Paralelamente a isso, sabe-se que a própria medicina viveu e ainda vive um processo de excesso de diagnósticos com os manuais contemporâneos, e historicamente contribuiu, infelizmente, para que condições humanas fossem patologizadas por meio do ato de diagnosticar, como foi o caso da homossexualidade e das experiências trans na segunda metade do século XX. É preciso admitir tal herança e construir uma nova forma de pensar o cuidado.

2] No campo da psiquiatria, o que faz de uma determinada característica ser uma doença e não uma possibilidade de existência humana?

Basicamente, uma condição de sofrimento psíquico é delimitada por um período determinado em que o indivíduo tem uma ruptura com seu modo de funcionamento prévio, que envolve comprometimento de sua saúde mental, com critérios específicos a depender da condição (cada patologia tem seus critérios) e está associada a sofrimento clinicamente significativo ou prejuízo no funcionamento social, profissional ou em outras áreas importantes da vida do indivíduo.

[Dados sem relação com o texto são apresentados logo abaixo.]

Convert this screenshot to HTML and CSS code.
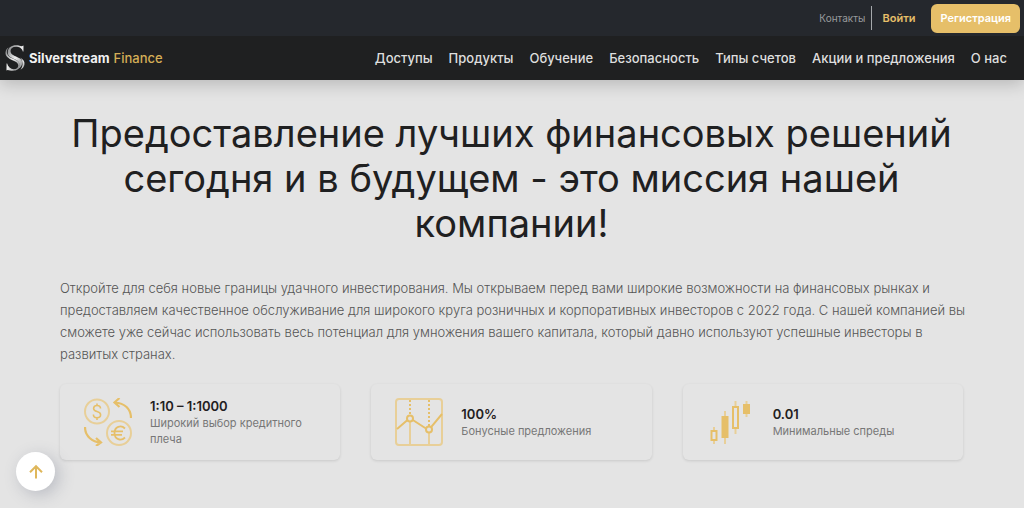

Por exemplo, podemos diferenciar a tristeza (um sentimento evolutivamente importantíssimo, a que todos estamos sujeitos diante de momentos de dificuldade) da depressão (uma condição de sofrimento psíquico) pelo tempo em que cada um está presente e a gravidade dos sintomas para o funcionamento pessoal do indivíduo.

3] Neste caso, quando profissional da medicina acompanha uma pessoa transvestegênere, ainda que seja uma atitude médica, não significa que ser transgênere seja uma doença. É isso?

Com certeza, ser trans e ter um acompanhamento em saúde nada tem a ver com ter alguma doença em si. A transgeneridade é mais uma das formas de identidade de gênero dentro de um espectro bastante variado. Primeiramente, quando uma pessoa trans procura um atendimento em saúde, ela não está buscando um “diagnóstico de transgeneridade” em si. O profissional de saúde não diagnostica a identidade de gênero do indivíduo, esta identidade é autodeclarada. É o próprio indivíduo trans que vai nos dizer qual é a sua identificação dentro desse espectro. Além disso, mesmo quando o profissional de saúde encontra uma situação particular, como por exemplo, um incômodo mais intenso com algumas partes do corpo, que determinadas (mas não todas) pessoas trans experimentam, ainda assim há toda uma discussão ampliada sobre se isso em si seria um diagnóstico.

Por outro lado, há várias questões transespecíficas que podem ser acompanhadas em atendimento por profissional da saúde, como saúde sexual e reprodutiva, assistência a modificações corporais transitórias ou permanentes naquelas pessoas que as desejam, cuidados em saúde mental, entre vários outros pontos. Voltando ao exemplo da gravidez, as pessoas que engravidam precisam de um cuidado específico chamado pré-natal, e não necessariamente elas são consideradas doentes por estarem gestantes.

4] Podemos, então, afirmar que o exercício da medicina também é um exercício ideológico (não importa qual) e um ato político?

Acredito que sim. Acho que o exercício da medicina envolve acompanhar a civilização em suas transformações discursivas; quando uma parte dos profissionais médicos (infelizmente não podemos responder por toda a classe) abraça a despatologização das identidades trans, por exemplo, há aí um movimento ético e de mudança social, que a meu ver é fundamental para nossa evolução como sociedade. Pensando em saúde pública, não há como normalizar o fato de que uma parcela saudável da população brasileira tem uma expectativa de vida reduzida por questões que também são atravessadas pelo campo saúde (pessoas trans estão morrendo jovens em grande parte por meios violentos, mas também por menor acesso à saúde pública de qualidade), e isso nos diz respeito enquanto agentes de cuidado. Somos todos sujeitos do nosso tempo.